Hire experts to analyze data, extract insights and present to the company.
If your HR department is still largely operating in an analog world, you’ll save all stakeholders a huge amount of time and stress if you bring in some experts to lead the way. The effectiveness of your company’s analytics depends on highly trained analysts and the proper analytical tools to decipher and read through the data that your company requires to make it’s best business decisions. We’ve found that it’s also essential to ensure one clear vision of intelligence across your entire organization.
Your managers and executives will also benefit from clear explanations. Their willingness to make the investment needed to bring effective workforce analytics online may hinge on their receiving a clear overview of its benefits, and your own IT and HR departments may still be scaling the learning curve themselves.

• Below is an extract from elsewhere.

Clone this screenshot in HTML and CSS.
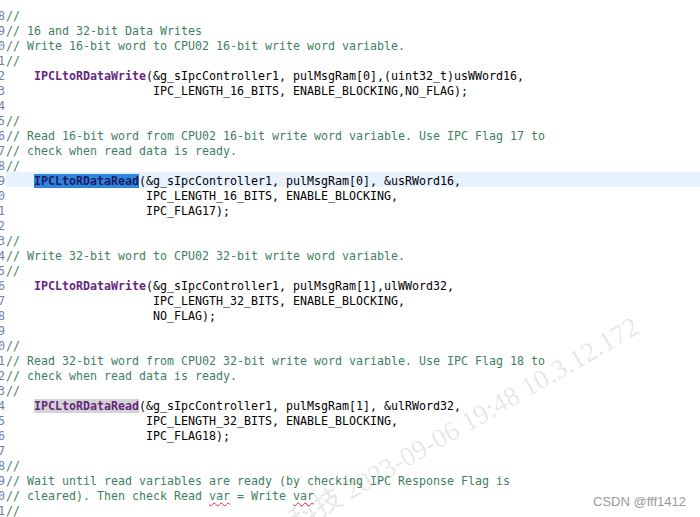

HR Analytics Is a Tool, Not a Replacement
A few years ago, Google experimented with a data-centric approach to deciding who should be promoted. Google pitched this to their hiring committees, pointing out that the analytics tool tested out stable and could relieve the committees of up to one-third of their work. To the company’s surprise, the hiring committees rebelled vigorously, and that particular tool was never activated in the way it had been envisioned. Instead, Google’s People Analytics team now uses the algorithms to give managers better information so that human decision-making is strengthened with new insight.
Advanced analytics is clearly a necessary tool in today’s business landscape and the benefits with respect to the efficient management of human capital are too obvious to ignore. When these tools are integrated on a solid legal basis and with clear respect for employee privacy and professional HR skill, they lead can to new levels of productivity and engagement.